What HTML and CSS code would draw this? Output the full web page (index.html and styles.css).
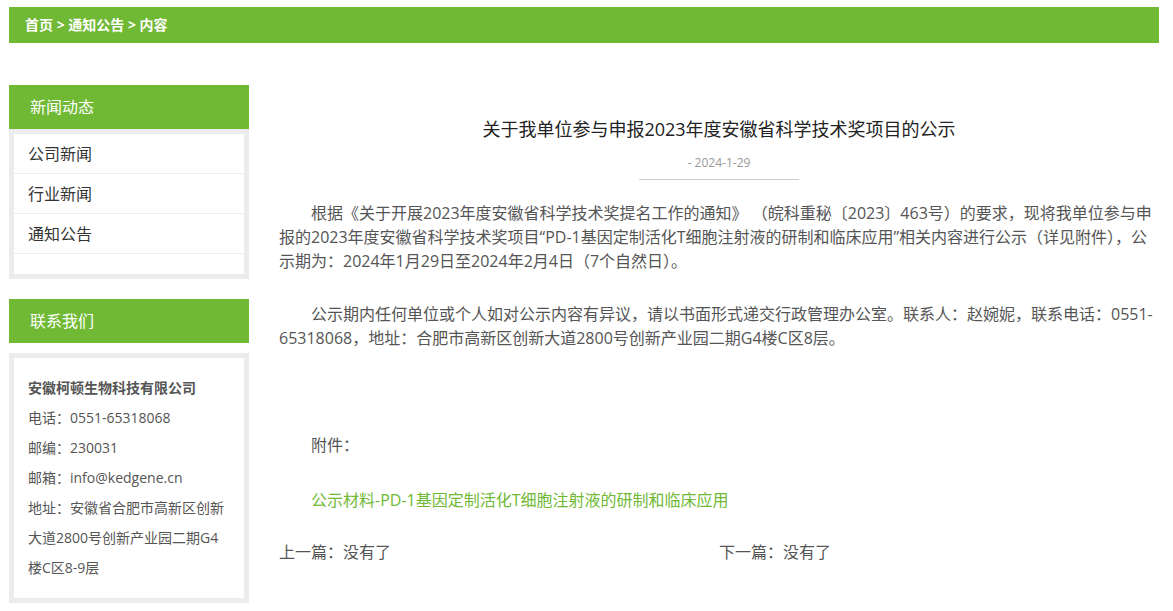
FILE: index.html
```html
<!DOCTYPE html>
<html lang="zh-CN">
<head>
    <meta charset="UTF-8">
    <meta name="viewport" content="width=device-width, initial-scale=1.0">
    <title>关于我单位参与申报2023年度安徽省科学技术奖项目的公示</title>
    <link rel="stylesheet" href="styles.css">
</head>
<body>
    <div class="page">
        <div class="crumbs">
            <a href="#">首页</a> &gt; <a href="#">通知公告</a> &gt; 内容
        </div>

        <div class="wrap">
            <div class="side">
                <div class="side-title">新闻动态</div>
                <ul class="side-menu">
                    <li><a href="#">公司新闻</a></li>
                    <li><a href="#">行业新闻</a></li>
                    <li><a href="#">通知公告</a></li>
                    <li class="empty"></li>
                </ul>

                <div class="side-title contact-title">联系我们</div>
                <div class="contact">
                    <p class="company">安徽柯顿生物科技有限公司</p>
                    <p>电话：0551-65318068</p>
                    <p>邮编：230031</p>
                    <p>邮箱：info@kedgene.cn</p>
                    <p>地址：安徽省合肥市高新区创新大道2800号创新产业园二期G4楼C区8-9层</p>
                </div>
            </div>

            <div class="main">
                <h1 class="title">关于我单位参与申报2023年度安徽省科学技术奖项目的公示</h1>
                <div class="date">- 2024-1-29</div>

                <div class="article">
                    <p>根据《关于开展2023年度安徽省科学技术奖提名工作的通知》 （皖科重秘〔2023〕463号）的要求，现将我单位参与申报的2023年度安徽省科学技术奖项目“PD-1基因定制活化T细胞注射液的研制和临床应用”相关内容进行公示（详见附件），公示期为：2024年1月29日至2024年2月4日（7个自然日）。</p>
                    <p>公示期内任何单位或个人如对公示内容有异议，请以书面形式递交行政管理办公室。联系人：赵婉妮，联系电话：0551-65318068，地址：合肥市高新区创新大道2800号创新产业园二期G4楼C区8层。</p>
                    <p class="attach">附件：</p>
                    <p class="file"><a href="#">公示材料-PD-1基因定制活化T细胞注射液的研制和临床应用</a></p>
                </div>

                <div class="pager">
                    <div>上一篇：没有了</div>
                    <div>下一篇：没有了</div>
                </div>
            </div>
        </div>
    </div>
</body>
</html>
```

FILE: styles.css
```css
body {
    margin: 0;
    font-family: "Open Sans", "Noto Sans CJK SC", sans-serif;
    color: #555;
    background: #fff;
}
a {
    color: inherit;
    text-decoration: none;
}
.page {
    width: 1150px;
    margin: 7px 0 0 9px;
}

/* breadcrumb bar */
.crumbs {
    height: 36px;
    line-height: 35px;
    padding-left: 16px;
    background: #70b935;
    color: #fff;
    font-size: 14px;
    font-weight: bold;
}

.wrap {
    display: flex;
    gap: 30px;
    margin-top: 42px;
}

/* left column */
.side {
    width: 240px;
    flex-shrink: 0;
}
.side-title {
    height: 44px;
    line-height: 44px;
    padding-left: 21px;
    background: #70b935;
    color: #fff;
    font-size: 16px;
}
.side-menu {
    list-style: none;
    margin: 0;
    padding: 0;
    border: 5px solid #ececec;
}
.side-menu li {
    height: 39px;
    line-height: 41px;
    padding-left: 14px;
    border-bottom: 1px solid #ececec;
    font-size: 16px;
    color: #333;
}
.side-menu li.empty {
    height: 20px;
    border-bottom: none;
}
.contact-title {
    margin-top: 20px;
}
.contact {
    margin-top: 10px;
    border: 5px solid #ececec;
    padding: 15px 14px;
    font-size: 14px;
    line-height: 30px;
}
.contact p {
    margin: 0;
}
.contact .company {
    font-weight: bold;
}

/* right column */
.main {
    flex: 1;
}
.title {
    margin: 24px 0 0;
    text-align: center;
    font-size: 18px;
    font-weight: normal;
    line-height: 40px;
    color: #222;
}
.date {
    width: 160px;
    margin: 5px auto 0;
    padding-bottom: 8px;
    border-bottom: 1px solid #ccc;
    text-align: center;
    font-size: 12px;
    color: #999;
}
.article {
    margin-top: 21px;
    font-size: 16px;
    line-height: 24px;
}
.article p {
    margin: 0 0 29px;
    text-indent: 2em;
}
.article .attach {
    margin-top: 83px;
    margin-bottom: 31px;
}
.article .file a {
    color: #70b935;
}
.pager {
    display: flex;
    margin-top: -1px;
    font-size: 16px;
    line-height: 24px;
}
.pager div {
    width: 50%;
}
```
+ + + + + + +
SHORT PROBLEM
From the listing above, pick out each line where the word "index" appears.

TASK ANSWER
What HTML and CSS code would draw this? Output the full web page (index.html and styles.css).
FILE: index.html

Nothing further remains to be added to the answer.